Thanks for the reply and summary @stevemz. As you write, the various criteria (RPE, breathing, power, HR-related) are consistent with and maybe suggest the presence of an inflection pt.

Since those criteria are around my power v HR inflection pt, I think this means others should also see similar features in their curves. So “yes” to the first part of the question.

Is there an interesting reason why a VT1/LT1+related inflection was not apparent in my data earlier this year, given the logical anecdotal agreement described?

@conman55, LT2 for me has risen in the past 6 months too, 88-92% maxHR. This seems to be at the higher inflection/rounding pt. This said, I can readily feel LTHR based on over-unders and so on where things change more quickly in time. This makes them easier to notice (for a noob!). Feeling around endurance has been more murky for me.
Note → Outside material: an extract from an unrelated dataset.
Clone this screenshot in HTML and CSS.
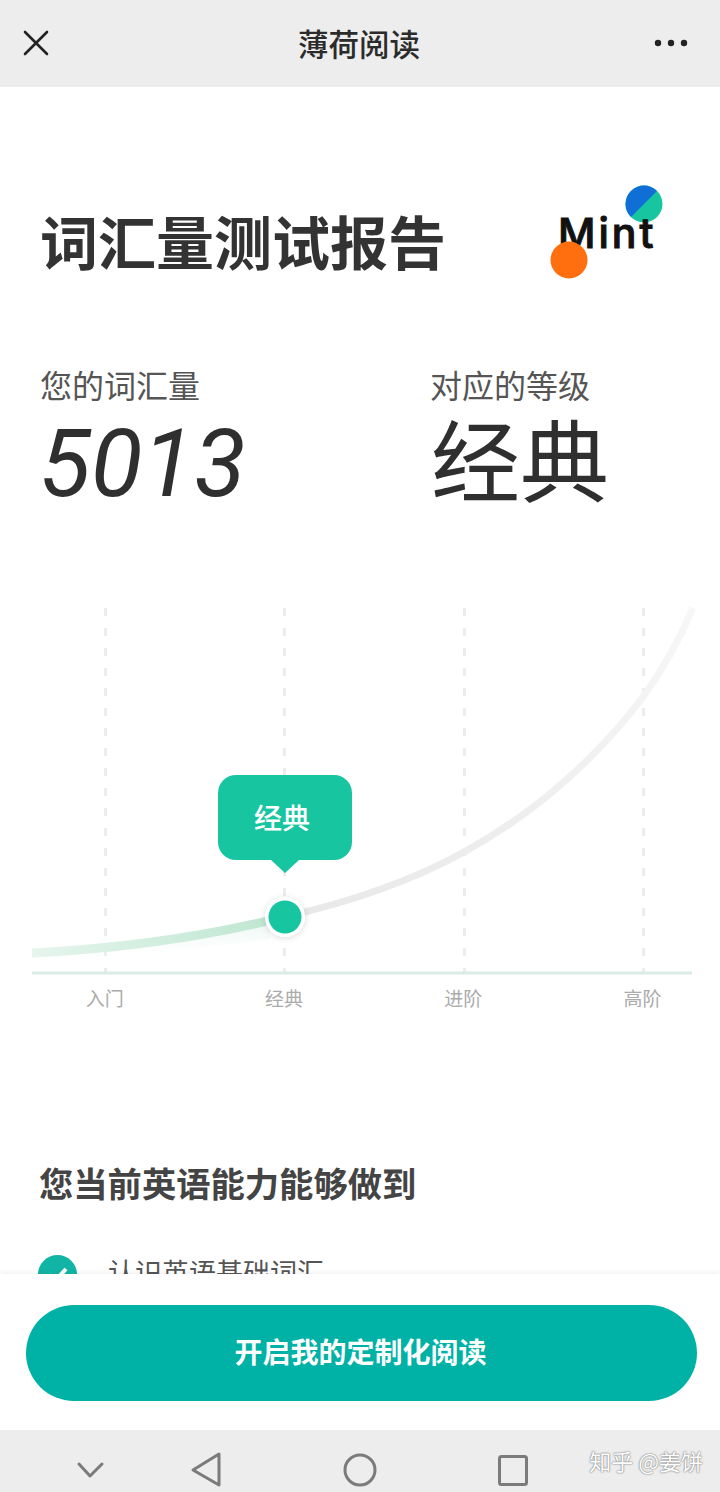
FILE: index.html
```html
<!DOCTYPE html>
<html lang="zh-CN">
<head>
  <meta charset="UTF-8" />
  <meta name="viewport" content="width=device-width, initial-scale=1.0"/>
  <title>薄荷阅读</title>
  <link rel="stylesheet" href="styles.css">
</head>
<body>
  <div class="page">

    <!-- Top bar -->
    <header class="top-bar">
      <svg class="top-icon" width="32" height="32" viewBox="0 0 32 32">
        <path d="M5 4 L27 26 M27 4 L5 26" stroke="#222" stroke-width="2.6" stroke-linecap="round" fill="none"/>
      </svg>
      <div class="top-title">薄荷阅读</div>
      <svg class="top-icon" width="36" height="32" viewBox="0 0 36 32">
        <circle cx="5" cy="15" r="3.2" fill="#222"/>
        <circle cx="18" cy="15" r="3.2" fill="#222"/>
        <circle cx="31" cy="15" r="3.2" fill="#222"/>
      </svg>
    </header>

    <main class="report">
      <div class="report-head">
        <h1 class="report-title">词汇量测试报告</h1>
        <svg class="logo" width="120" height="110" viewBox="0 0 120 110">
          <defs>
            <clipPath id="logoDot"><circle cx="99" cy="19" r="18.500"/></clipPath>
          </defs>
          <circle cx="99" cy="19" r="18.500" fill="#17c5a0"/>
          <path d="M70 -10 H128 L70 48 Z" fill="#0f6fd6" clip-path="url(#logoDot)"/>
          <text class="logo-text" x="13" y="63">Mint</text>
          <circle cx="24" cy="75" r="18.500" fill="#ff6f0f"/>
        </svg>
      </div>

      <div class="stats">
        <div>
          <div class="stat-label">您的词汇量</div>
          <div class="stat-number">5013</div>
        </div>
        <div>
          <div class="stat-label">对应的等级</div>
          <div class="stat-level">经典</div>
        </div>
      </div>

      <!-- Growth chart -->
      <div class="chart">
        <svg class="chart-svg" width="720" height="380" viewBox="0 0 720 380">
          <defs>
            <linearGradient id="doneLine" x1="0" x2="1" y1="0" y2="0">
              <stop offset="0" stop-color="#e6f5ee"/>
              <stop offset="1" stop-color="#bde6cf"/>
            </linearGradient>
            <linearGradient id="doneFade" x1="0" x2="0" y1="0" y2="1">
              <stop offset="0" stop-color="#e6f5ee" stop-opacity="0.7"/>
              <stop offset="1" stop-color="#ffffff" stop-opacity="0"/>
            </linearGradient>
            <linearGradient id="restLine" x1="0" x2="1" y1="1" y2="0">
              <stop offset="0" stop-color="#e8e8e8"/>
              <stop offset="0.5" stop-color="#efefef"/>
              <stop offset="1" stop-color="#f7f7f7"/>
            </linearGradient>
            <filter id="dotShadow" x="-50%" y="-50%" width="200%" height="200%">
              <feDropShadow dx="0" dy="1" stdDeviation="3" flood-color="#000" flood-opacity="0.14"/>
            </filter>
          </defs>
          <g class="grid-lines">
            <line x1="105.500" y1="8" x2="105.500" y2="372"/>
            <line x1="284.500" y1="8" x2="284.500" y2="372"/>
            <line x1="464.500" y1="8" x2="464.500" y2="372"/>
            <line x1="643.500" y1="8" x2="643.500" y2="372"/>
          </g>
          <path d="M284 317 C350 302 410 282 464 252 C535 213 595 160 643 97 C664 68 680 38 693 8" fill="none" stroke="url(#restLine)" stroke-width="7"/>
          <path d="M32 357 C110 353 200 342 270 325 L270 340 L32 364 Z" fill="url(#doneFade)"/>
          <path d="M32 353 C110 349 200 338 284 317" fill="none" stroke="url(#doneLine)" stroke-width="9"/>
          <line x1="32" y1="373" x2="692" y2="373" stroke="#dcebe7" stroke-width="3"/>
          <circle cx="285" cy="317" r="20" fill="#fff" filter="url(#dotShadow)"/>
          <circle cx="285" cy="317" r="16.500" fill="#17c5a0"/>
        </svg>
        <div class="bubble">经典</div>
      </div>
      <div class="axis-labels">
        <span>入门</span>
        <span>经典</span>
        <span>进阶</span>
        <span>高阶</span>
      </div>

      <h2 class="section-title">您当前英语能力能够做到</h2>
      <div class="ability">
        <svg width="39" height="39" viewBox="0 0 39 39">
          <circle cx="19.500" cy="19.500" r="19.500" fill="#12b5a5"/>
          <path d="M11 20 L17 26 L28 14" fill="none" stroke="#fff" stroke-width="4"/>
        </svg>
        <span>认识英语基础词汇</span>
      </div>
    </main>

    <!-- Bottom action -->
    <div class="action-bar">
      <button class="start-button">开启我的定制化阅读</button>
    </div>

    <!-- Android nav bar -->
    <nav class="nav-bar">
      <svg width="720" height="62" viewBox="0 0 720 62">
        <g fill="none" stroke="#7b7b7b" stroke-width="3" stroke-linejoin="round" stroke-linecap="round">
          <path d="M79 34 L90 46 L102 34"/>
          <path d="M219 24 L193 40 L219 55 Z"/>
          <circle cx="360" cy="40" r="15"/>
          <rect x="499.500" y="26.500" width="27" height="28" rx="2"/>
        </g>
      </svg>
      <div class="watermark">知乎 @姜饼</div>
    </nav>
  </div>
</body>
</html>
```

FILE: styles.css
```css
* {
  box-sizing: border-box;
}

body {
  margin: 0;
  background: white;
  font-family: "Noto Sans CJK SC", "Noto Sans", sans-serif;
}

.page {
  display: flex;
  flex-direction: column;
  width: 720px;
  height: 1492px;
  overflow: hidden;
}

.top-bar {
  display: flex;
  justify-content: space-between;
  align-items: center;
  flex-shrink: 0;
  height: 87px;
  padding: 0 31px 0 20px;
  background: #ededed;
}

.top-title {
  padding-bottom: 2px;
  margin-left: 13px;
  font-size: 30.5px;
  font-weight: 500;
  color: #2b2b2b;
}

.top-icon {
  display: block;
}

.report {
  flex: 1;
  min-height: 0;
  overflow: hidden;
}

.report-head {
  display: flex;
  justify-content: space-between;
  align-items: center;
  padding: 98px 55px 0 40px;
}

.report-title {
  margin: 0;
  font-size: 58px;
  line-height: 70px;
  font-weight: 700;
  color: #333;
}

.logo {
  display: block;
}

.logo-text {
  font-family: Inter, sans-serif;
  font-size: 41px;
  font-weight: 500;
  letter-spacing: 3px;
  fill: #111;
  stroke: #111;
  stroke-width: 1px;
}

.stats {
  display: grid;
  grid-template-columns: 390px 1fr;
  padding: 69px 0 0 40px;
}

.stat-label {
  font-size: 32px;
  line-height: 40px;
  color: #555;
}

.stat-number {
  margin-left: -1px;
  font-family: Roboto, sans-serif;
  font-size: 95px;
  font-style: italic;
  line-height: 120px;
  color: #2f2f2f;
}

.stat-level {
  margin-left: 1px;
  font-size: 89px;
  line-height: 106px;
  color: #2f2f2f;
}

.chart {
  position: relative;
  margin-top: 76px;
  height: 380px;
}

.chart-svg {
  display: block;
}

.grid-lines line {
  stroke: #ececec;
  stroke-width: 3;
  stroke-dasharray: 8 12;
}

.bubble {
  position: absolute;
  left: 218px;
  top: 175px;
  width: 134px;
  height: 85px;
  padding-right: 6px;
  border-radius: 18px;
  background: #17c5a0;
  color: white;
  font-size: 28px;
  font-weight: 500;
  line-height: 85px;
  text-align: center;
}

.bubble::after {
  content: "";
  position: absolute;
  left: 53px;
  bottom: -13px;
  border-left: 14px solid transparent;
  border-right: 14px solid transparent;
  border-top: 13px solid #17c5a0;
}

.axis-labels {
  display: grid;
  grid-template-columns: repeat(4, 179.3px);
  padding: 5px 0 0 15px;
  font-size: 19px;
  line-height: 26px;
  color: #ababab;
  text-align: center;
}

.section-title {
  margin: 149px 0 0;
  padding-left: 39px;
  font-size: 34.3px;
  line-height: 44px;
  font-weight: 700;
  color: #444;
}

.ability {
  display: flex;
  align-items: flex-start;
  gap: 31px;
  margin-top: 51px;
  padding-left: 38px;
  font-size: 27px;
  line-height: 36px;
  color: #555;
}

.ability span {
  margin-top: -1px;
}

.action-bar {
  flex-shrink: 0;
  height: 156px;
  padding: 31px 23px 0 26px;
  background: white;
  box-shadow: 0 -1px 5px rgba(0, 0, 0, 0.07);
  position: relative;
}

.start-button {
  display: block;
  width: 100%;
  height: 96px;
  padding: 0 2px 4px 0;
  border: none;
  border-radius: 48px;
  background: #00b1a6;
  color: white;
  font-family: inherit;
  font-size: 28px;
  font-weight: 700;
}

.nav-bar {
  position: relative;
  flex-shrink: 0;
  height: 62px;
  background: #ededed;
}

.nav-bar svg {
  display: block;
}

.watermark {
  position: absolute;
  top: 15px;
  right: 17px;
  font-size: 22px;
  line-height: 30px;
  color: white;
  text-shadow: 0 0 2px #777, 0 0 1px #777;
}
```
This also helps me understand @stevemz 's response better. Basically, the power vs hr graph is now revealing my LT1. If I were suitably perceptive in May, I would have been able to feel what @stevemz describes. But the graph didn’t reveal it at that time. Perhaps for idiosyncratic reasons we may not be able to explain.

Found your graph interesting so I checked mine. I don’t seem to see 2 different slopes in order to have inflection.